Likewise, the second case relied upon by the majority, Thoyakulathu v. Brennan, 192 S.W.3d 849 (Tex.App.--Texarkana 2006, no pet.), is equally non-precedential because, from a reading of that opinion, you are unable to determine whether the appellant offered evidence of attorney's fees in conjunction with their motion to dismiss. Finally, the majority cites Garcia v. Gomez, 319 S.W.3d 638 (Tex. 2010), which is factually distinguishable from this case. In Garcia, unlike the case at bar, the appellant did offer evidence of reasonable attorney's fees. When the trial court granted the motion to dismiss but failed to award attorney's fees, the health care provider appealed. The court of appeals affirmed, concluding that the trial court had not abused its discretion in failing to award attorneys fees because the record contained no evidence of the reasonable fees incurred by the appellant in defense of the claim. "Because there [was] some evidence in [that] case that attorney's fees were both incurred and reasonable," the Supreme Court remanded the case to the trial court so that it could exercise its discretion in determining the appropriate award. Id. at 643. While the dissent in Garcia may characterize that opinion as giving the appellant "a second chance to satisfy his burden of proof," the majority opinion never specifically authorizes the trial court to allow the presentation of new evidence on the issue. Id.

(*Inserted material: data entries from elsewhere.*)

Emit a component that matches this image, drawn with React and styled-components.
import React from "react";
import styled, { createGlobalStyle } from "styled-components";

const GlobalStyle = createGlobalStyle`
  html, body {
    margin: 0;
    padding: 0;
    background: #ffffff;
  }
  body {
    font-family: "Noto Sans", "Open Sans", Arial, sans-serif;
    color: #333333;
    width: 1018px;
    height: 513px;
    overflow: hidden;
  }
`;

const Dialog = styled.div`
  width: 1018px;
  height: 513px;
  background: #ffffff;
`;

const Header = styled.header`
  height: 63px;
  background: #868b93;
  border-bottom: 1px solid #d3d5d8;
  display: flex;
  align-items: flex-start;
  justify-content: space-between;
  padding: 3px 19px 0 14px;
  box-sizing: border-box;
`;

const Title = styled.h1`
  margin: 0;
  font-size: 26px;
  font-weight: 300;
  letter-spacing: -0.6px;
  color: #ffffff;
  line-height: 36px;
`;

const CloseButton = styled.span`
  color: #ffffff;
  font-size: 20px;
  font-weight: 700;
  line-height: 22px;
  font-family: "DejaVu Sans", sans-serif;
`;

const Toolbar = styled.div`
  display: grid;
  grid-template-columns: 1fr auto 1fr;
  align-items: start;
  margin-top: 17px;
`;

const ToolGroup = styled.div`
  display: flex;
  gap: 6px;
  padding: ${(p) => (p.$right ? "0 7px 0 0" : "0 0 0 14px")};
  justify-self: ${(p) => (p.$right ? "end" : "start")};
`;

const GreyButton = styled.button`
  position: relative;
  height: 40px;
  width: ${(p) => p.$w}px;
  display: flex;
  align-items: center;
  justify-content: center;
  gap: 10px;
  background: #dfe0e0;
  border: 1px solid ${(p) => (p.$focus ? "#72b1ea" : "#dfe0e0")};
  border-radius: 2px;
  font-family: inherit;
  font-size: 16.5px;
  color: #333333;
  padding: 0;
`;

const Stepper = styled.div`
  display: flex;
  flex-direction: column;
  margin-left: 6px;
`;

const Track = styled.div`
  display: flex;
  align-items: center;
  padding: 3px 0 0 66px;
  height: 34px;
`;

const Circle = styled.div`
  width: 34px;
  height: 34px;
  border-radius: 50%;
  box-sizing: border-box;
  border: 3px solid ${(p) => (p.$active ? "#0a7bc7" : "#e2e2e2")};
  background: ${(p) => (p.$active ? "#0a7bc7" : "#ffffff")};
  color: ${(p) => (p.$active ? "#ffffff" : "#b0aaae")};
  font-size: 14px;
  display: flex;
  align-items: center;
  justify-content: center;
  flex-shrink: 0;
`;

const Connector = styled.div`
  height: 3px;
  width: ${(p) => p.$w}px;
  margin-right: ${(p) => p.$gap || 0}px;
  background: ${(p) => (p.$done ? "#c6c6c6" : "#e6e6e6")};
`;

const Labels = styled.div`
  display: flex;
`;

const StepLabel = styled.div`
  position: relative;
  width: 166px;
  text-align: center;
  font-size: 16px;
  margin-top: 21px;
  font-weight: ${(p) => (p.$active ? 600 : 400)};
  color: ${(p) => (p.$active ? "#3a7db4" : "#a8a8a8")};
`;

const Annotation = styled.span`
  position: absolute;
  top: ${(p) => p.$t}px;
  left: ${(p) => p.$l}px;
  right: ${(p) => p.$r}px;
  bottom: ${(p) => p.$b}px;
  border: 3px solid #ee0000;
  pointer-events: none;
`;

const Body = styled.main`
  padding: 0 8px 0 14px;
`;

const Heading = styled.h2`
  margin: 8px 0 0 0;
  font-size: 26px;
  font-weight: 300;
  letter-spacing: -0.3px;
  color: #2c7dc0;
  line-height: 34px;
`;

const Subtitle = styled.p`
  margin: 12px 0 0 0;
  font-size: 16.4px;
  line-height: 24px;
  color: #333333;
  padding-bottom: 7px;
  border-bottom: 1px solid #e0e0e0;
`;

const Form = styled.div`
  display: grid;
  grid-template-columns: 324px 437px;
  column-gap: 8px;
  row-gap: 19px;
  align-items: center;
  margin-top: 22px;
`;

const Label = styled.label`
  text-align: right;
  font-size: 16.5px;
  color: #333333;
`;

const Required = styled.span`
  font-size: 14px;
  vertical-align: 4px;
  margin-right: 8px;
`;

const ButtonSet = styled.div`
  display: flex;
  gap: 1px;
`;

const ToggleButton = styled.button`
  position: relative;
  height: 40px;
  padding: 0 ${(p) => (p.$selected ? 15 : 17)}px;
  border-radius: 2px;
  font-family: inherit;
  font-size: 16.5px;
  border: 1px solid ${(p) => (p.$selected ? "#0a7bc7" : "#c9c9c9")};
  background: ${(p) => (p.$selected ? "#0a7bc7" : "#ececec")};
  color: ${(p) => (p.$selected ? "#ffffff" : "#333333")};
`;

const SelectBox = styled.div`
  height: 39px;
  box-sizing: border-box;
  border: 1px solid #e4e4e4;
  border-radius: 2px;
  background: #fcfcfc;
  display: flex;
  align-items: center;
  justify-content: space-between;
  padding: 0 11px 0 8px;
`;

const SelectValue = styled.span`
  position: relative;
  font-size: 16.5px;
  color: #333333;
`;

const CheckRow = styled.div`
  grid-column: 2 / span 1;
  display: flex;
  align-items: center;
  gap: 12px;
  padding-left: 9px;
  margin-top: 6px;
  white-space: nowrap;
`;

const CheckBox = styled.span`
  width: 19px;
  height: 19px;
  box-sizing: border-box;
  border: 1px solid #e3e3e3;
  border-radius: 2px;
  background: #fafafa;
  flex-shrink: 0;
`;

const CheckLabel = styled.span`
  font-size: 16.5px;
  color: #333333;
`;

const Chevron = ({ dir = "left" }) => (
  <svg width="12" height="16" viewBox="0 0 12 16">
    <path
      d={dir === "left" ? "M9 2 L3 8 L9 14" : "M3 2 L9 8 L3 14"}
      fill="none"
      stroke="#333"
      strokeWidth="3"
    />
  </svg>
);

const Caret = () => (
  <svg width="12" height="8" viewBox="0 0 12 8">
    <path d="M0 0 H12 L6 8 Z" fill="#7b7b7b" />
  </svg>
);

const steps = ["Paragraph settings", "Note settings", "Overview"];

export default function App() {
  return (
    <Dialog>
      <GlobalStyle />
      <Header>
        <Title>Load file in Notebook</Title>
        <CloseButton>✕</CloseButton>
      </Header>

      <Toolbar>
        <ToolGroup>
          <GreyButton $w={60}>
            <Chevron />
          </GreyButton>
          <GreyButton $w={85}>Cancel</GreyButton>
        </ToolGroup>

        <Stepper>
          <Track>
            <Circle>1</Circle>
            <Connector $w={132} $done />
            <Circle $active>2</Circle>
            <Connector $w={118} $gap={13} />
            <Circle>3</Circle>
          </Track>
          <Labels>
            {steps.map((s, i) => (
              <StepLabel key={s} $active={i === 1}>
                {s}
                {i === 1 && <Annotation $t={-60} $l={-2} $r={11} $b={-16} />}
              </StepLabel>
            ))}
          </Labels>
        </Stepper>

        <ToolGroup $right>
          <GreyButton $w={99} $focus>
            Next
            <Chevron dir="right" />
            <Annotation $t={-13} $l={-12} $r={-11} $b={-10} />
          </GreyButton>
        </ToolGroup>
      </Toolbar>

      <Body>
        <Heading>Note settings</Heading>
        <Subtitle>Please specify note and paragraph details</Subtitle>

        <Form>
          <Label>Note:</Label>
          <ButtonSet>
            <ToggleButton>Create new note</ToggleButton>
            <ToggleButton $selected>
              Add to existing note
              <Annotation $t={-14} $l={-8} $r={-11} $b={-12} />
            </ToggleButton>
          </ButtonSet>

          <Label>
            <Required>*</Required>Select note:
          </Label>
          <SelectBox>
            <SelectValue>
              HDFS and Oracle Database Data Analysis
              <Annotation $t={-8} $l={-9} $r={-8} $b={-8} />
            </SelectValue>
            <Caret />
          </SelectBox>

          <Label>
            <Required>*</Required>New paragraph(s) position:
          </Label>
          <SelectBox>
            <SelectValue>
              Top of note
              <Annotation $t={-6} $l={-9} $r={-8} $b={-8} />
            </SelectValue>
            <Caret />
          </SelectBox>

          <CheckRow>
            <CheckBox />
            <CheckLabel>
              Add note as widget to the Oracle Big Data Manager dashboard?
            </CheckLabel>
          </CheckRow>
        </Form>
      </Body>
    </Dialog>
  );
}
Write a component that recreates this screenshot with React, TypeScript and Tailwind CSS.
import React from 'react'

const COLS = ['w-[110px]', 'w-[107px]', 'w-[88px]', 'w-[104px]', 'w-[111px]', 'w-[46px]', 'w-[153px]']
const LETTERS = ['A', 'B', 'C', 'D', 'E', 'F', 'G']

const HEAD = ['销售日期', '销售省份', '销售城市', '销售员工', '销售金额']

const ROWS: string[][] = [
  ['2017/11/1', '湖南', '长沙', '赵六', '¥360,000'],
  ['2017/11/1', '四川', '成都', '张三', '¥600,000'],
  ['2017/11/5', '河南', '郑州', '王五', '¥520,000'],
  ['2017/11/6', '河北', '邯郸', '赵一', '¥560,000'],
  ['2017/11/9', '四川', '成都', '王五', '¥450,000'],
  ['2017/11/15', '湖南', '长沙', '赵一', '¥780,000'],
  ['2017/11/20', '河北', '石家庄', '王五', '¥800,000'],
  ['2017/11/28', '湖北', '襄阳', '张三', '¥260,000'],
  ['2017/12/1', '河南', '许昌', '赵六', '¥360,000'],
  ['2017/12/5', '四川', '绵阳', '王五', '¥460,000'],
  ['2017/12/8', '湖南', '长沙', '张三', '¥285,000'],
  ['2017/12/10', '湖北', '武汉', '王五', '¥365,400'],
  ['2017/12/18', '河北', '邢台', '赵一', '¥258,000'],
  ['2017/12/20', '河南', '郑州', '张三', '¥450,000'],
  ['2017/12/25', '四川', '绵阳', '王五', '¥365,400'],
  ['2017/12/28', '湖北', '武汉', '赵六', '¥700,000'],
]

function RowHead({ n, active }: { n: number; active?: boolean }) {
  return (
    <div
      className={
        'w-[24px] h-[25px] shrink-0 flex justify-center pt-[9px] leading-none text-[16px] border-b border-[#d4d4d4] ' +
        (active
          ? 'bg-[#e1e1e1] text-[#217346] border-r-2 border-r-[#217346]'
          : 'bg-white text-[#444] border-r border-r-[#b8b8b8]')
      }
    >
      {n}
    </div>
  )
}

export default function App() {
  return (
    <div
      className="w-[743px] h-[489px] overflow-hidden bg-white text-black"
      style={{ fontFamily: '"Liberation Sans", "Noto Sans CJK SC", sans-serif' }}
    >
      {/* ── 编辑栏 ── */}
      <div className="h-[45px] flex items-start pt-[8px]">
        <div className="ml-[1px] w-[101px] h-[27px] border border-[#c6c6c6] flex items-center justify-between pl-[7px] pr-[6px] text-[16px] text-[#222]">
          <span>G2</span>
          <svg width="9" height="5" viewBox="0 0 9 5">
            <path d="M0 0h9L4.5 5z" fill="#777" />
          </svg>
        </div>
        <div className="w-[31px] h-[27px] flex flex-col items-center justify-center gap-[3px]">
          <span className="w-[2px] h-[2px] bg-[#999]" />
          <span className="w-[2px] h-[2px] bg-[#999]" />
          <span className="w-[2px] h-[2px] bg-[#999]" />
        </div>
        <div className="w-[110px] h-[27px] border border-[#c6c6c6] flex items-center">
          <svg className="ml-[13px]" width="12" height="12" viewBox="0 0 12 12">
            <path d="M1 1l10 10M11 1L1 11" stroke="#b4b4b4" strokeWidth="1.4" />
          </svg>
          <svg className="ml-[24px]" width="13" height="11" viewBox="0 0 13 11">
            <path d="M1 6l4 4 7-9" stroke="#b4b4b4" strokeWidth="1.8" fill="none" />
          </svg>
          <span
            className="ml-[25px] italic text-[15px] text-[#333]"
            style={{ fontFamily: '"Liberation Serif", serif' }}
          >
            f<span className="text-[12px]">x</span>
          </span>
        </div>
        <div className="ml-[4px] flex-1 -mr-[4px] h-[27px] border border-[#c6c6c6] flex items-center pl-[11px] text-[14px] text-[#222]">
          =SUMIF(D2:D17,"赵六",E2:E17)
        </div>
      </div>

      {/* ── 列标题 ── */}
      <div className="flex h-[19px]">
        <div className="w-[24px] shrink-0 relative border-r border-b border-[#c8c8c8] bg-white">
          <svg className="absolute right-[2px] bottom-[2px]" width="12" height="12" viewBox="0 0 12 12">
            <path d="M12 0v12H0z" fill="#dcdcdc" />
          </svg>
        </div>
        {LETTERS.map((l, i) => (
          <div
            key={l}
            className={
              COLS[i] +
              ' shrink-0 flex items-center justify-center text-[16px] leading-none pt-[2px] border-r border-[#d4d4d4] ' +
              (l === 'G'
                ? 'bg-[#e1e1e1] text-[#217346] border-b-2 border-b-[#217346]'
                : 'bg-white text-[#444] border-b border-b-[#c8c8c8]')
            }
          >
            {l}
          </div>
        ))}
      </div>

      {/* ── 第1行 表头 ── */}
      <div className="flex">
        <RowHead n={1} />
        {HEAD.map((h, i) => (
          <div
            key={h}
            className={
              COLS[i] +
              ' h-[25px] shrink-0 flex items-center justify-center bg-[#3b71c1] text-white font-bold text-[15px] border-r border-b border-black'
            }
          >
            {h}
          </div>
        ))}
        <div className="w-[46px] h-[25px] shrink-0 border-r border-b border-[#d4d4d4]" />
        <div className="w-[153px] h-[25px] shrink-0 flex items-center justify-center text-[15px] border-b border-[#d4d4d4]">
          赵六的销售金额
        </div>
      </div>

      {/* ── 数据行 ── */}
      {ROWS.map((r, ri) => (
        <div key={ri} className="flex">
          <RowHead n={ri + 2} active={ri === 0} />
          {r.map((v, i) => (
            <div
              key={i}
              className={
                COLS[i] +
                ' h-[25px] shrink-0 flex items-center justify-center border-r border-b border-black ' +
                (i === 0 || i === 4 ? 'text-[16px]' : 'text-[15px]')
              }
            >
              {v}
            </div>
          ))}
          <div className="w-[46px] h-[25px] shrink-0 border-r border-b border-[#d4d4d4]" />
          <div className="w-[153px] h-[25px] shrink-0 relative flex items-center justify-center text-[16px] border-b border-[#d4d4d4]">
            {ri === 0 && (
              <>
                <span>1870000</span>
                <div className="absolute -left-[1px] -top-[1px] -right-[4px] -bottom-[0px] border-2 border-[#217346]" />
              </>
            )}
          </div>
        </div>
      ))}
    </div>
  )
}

Where, as here, no evidence of attorney's fees was offered in conjunction with the section 74.351(b) motion to dismiss, to remand for further proceedings gives Appellant a "second bite at the apple." Because further proceedings are not necessary for the rendition of the judgment the trial court should have rendered, I would follow the traditional jurisprudence of this State and the precedent of this Court, and would reverse and render rather than reverse and remand.
Patrick A. Pirtle
Justice
[1]John T. Boyd, Chief Justice (Ret.), Seventh Court of Appeals, sitting by assignment. Tex. Gov=t Code Ann. ' 75.002(a)(1) (West 2005).